Prague, 14 November 1997 (RFE/RL) - Six days before their special "jobs summit" in Luxembourg, European Union leaders and high EU officials are publicly arguing among themselves about how to reduce the chronic unemployment that afflicts most members of the 15-nation group.
Their disputes presage a hollow summit given over to high rhetoric and no new concrete measures seriously aimed at diminishing Western Europe's joblessness.
This is bad news for Central and East European candidate states seeking early entry into the Union. The reason is that current EU members are likely to prove reluctant to allow millions of Eastern workers to compete with their own citizens as long as the number of jobs available continues to diminish in Western Europe.
Yesterday Eurostat, the EU's own statistics office, reported that the Union-wide unemployment rate remained at 10.6 percent as of the end of September. That translates into 18 million unemployed across the Union. Eurostat said that four member-states were above average -- Spain (20 percent), Finland (13), France (12.6) and Italy (12.1) -- while Germany, with the EU's largest economy, was deemed just under the average with 10 percent.
But like national governments' reckonings of joblessness, the EU's official figures can be deceptive, as one of its senior officials now admits. In an interview with the daily "International Herald Tribune" today, EU Employment and Social-Affairs Commissioner Padraig Flynn of Ireland says he doesn't agree with "people (who) say there are 18 million unemployed. I think it is considerably more, perhaps another nine million." If Flynn is right in suggesting member governments fudge their figures to make them look less bad -- as many analysts have insisted for years -- then the EU's real jobless rate would be over 15 percent.
So would be Germany's as well. But yesterday Chancellor Helmut Kohl reiterated his opposition to any new EU collective initiative that would force his country, the EU's biggest net contributor, to pay a major part of the bill. Speaking in the Bundestag, Kohl declared that employment policy, in his words, "is mainly a national and not a European task." He rejected calls from opposition Social Democrats to set jobs quotas at next week's EU summit --a measure also advocated by France's Socialist Prime Minister Lionel Jospin.
It is actually because of Jospin that the Luxembourg meeting is being held at all. At the Union's Amsterdam summit four months ago, the leader of France's just-elected Left Government insisted the meeting be scheduled before he would agree to the German-inspired stability pact that will impose strict budgetary discipline on EU members joining the new single currency in 14 months. Ever since, high French officials have repeatedly said the summit would be productive, although they know as well as anyone else that without the support of Germany -- and several other members which have expressed opposition -- the consensus needed to put in place new substantive EU jobs policies will be impossible to achieve.
EU Executive Commissioner President Jacques Santer now knows it, too. That's why yesterday he told reporters the summit should only adopt "guidelines -- ambitious, precise and if possible quantifiable" -- on creating new jobs, and denounced what he called "vast and costly employment programs." He said he had been what he termed "misinterpreted" the day before when he angrily told the same group of reporters that "the summit must take action --we cannot permit it to fail (for) political reasons.
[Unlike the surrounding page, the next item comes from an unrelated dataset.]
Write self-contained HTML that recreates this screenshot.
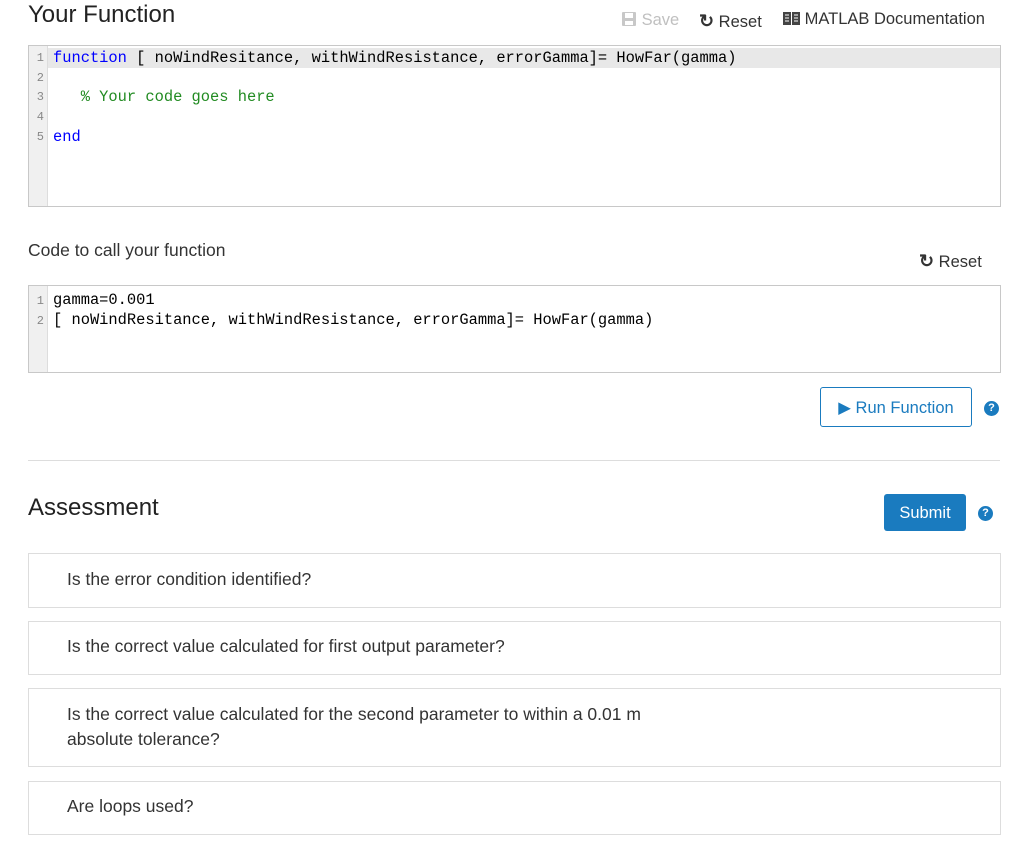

Have not unilateral national approaches," he asked Wednesday, "sufficiently demonstrated their ineffectiveness?" But after Kohl spoke yesterday, Santer in effect ate his words of 24 hours before.
Santer's Commission had earlier proposed a series of structural reforms in members' economies to boost jobs. They included revamping social-security systems to encourage the unemployed now living off substantial government benefits to take up work, and reducing payroll taxes to make it easier for businesses to hire new staff. The Commission said these and other reforms could increase employment by up to 1.5 percent a year. Objective economic analysts have been saying for years that only such basic reforms can reverse the EU's increasing loss of jobs.
Yet for what Santer called "political reasons," governments of many EU states have rejected the Commission's advice out of hand. They know that enactment of social-security reductions alone could wreak voters' havoc on incumbent governments. So instead two of them, France and Italy, have introduced measures to cut back the work-week from 39 or 40 hours to 35 or less hours -- without any reduction in pay. And Germany's largest union, representing machinery and metal workers, is now pushing for a 32-hour week -- albeit with proportional trims in pay.
Businessmen, economists and Commission officials in Brussels have loudly denounced all such efforts. Several analysts have suggested ironically that, in the words of one of them, "the shortened work-week should be taken to its logical conclusion: cut back the hours all the way to zero and guarantee everyone a job." That black humor may turn out to be the most appropriate comment on the EU's collective impotence in creating jobs.